■ **WHAT THE TASK REQUIRES**:
Copy all the data exactly, except the pictures.

-=-=-

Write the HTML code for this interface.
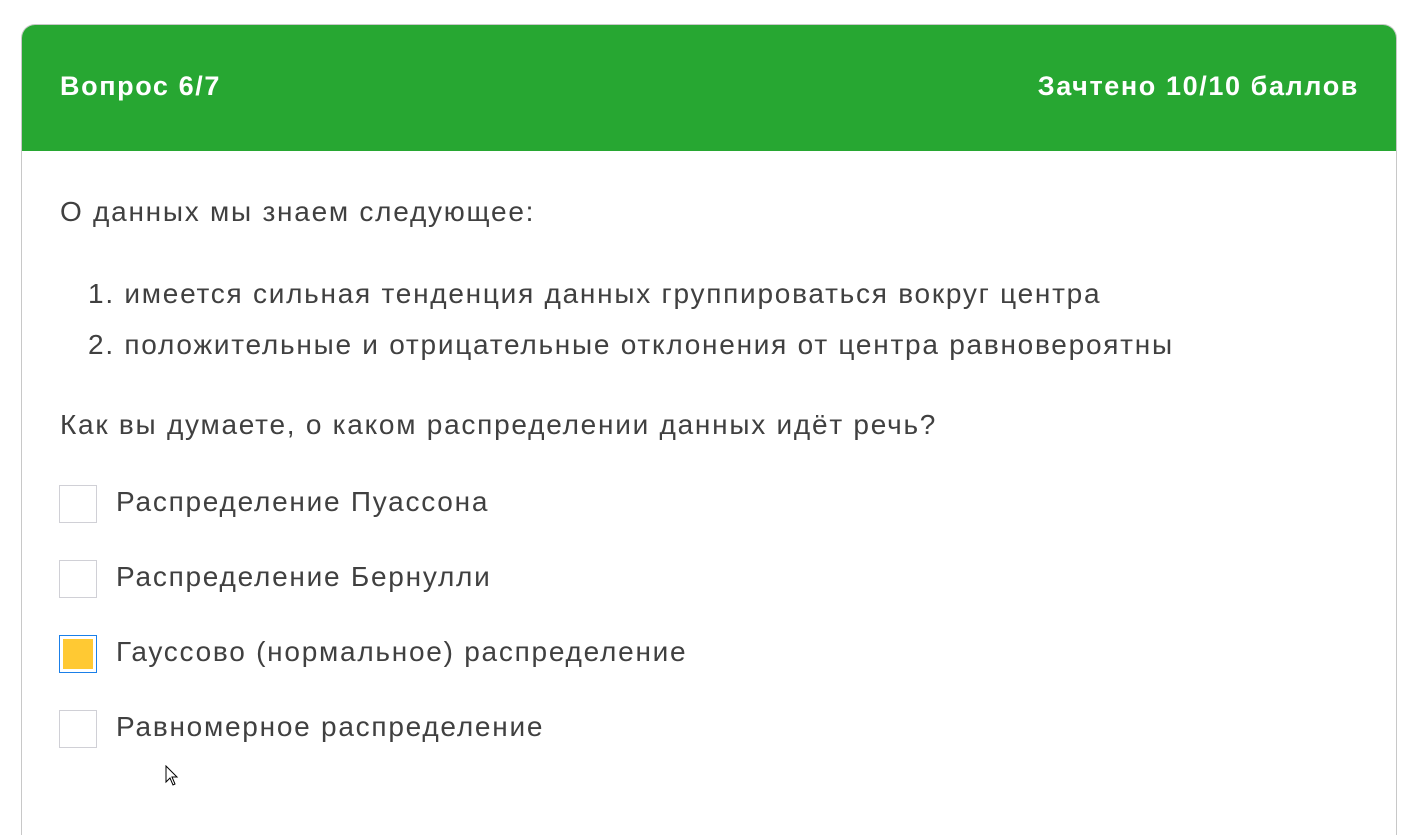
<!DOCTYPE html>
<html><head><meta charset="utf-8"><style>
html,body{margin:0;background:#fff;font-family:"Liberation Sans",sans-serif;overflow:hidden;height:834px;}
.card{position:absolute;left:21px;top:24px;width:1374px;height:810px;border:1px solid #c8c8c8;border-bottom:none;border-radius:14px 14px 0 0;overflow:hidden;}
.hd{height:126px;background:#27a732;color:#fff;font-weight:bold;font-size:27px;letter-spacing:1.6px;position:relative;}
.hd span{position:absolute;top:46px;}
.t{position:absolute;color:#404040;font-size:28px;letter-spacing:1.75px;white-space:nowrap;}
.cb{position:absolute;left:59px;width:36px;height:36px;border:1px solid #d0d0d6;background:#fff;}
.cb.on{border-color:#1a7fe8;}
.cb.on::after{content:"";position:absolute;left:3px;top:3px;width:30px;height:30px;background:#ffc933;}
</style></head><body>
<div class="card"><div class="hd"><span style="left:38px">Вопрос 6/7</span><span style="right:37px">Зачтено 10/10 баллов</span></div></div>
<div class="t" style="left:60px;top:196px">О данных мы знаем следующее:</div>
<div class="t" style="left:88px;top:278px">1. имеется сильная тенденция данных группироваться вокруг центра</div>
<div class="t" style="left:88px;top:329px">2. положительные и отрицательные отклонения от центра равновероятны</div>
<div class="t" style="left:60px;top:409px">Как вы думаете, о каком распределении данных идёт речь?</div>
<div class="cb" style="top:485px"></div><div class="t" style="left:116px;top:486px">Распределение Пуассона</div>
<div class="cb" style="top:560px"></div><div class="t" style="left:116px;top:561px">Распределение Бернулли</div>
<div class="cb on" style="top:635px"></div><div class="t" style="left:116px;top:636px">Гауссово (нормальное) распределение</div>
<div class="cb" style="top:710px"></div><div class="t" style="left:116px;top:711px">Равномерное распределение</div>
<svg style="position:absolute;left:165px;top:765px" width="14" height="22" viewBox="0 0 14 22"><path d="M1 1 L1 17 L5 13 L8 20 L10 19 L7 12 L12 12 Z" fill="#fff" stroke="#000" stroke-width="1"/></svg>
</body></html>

-=-=-

■ **ANSWER TO THIS TASK**:
Write the HTML code for this interface.
<!DOCTYPE html>
<html><head><meta charset="utf-8"><style>
html,body{margin:0;background:#fff;font-family:"Liberation Sans",sans-serif;overflow:hidden;height:834px;}
.card{position:absolute;left:21px;top:24px;width:1374px;height:810px;border:1px solid #c8c8c8;border-bottom:none;border-radius:14px 14px 0 0;overflow:hidden;}
.hd{height:126px;background:#27a732;color:#fff;font-weight:bold;font-size:27px;letter-spacing:1.6px;position:relative;}
.hd span{position:absolute;top:46px;}
.t{position:absolute;color:#404040;font-size:28px;letter-spacing:1.75px;white-space:nowrap;}
.cb{position:absolute;left:59px;width:36px;height:36px;border:1px solid #d0d0d6;background:#fff;}
.cb.on{border-color:#1a7fe8;}
.cb.on::after{content:"";position:absolute;left:3px;top:3px;width:30px;height:30px;background:#ffc933;}
</style></head><body>
<div class="card"><div class="hd"><span style="left:38px">Вопрос 6/7</span><span style="right:37px">Зачтено 10/10 баллов</span></div></div>
<div class="t" style="left:60px;top:196px">О данных мы знаем следующее:</div>
<div class="t" style="left:88px;top:278px">1. имеется сильная тенденция данных группироваться вокруг центра</div>
<div class="t" style="left:88px;top:329px">2. положительные и отрицательные отклонения от центра равновероятны</div>
<div class="t" style="left:60px;top:409px">Как вы думаете, о каком распределении данных идёт речь?</div>
<div class="cb" style="top:485px"></div><div class="t" style="left:116px;top:486px">Распределение Пуассона</div>
<div class="cb" style="top:560px"></div><div class="t" style="left:116px;top:561px">Распределение Бернулли</div>
<div class="cb on" style="top:635px"></div><div class="t" style="left:116px;top:636px">Гауссово (нормальное) распределение</div>
<div class="cb" style="top:710px"></div><div class="t" style="left:116px;top:711px">Равномерное распределение</div>
<svg style="position:absolute;left:165px;top:765px" width="14" height="22" viewBox="0 0 14 22"><path d="M1 1 L1 17 L5 13 L8 20 L10 19 L7 12 L12 12 Z" fill="#fff" stroke="#000" stroke-width="1"/></svg>
</body></html>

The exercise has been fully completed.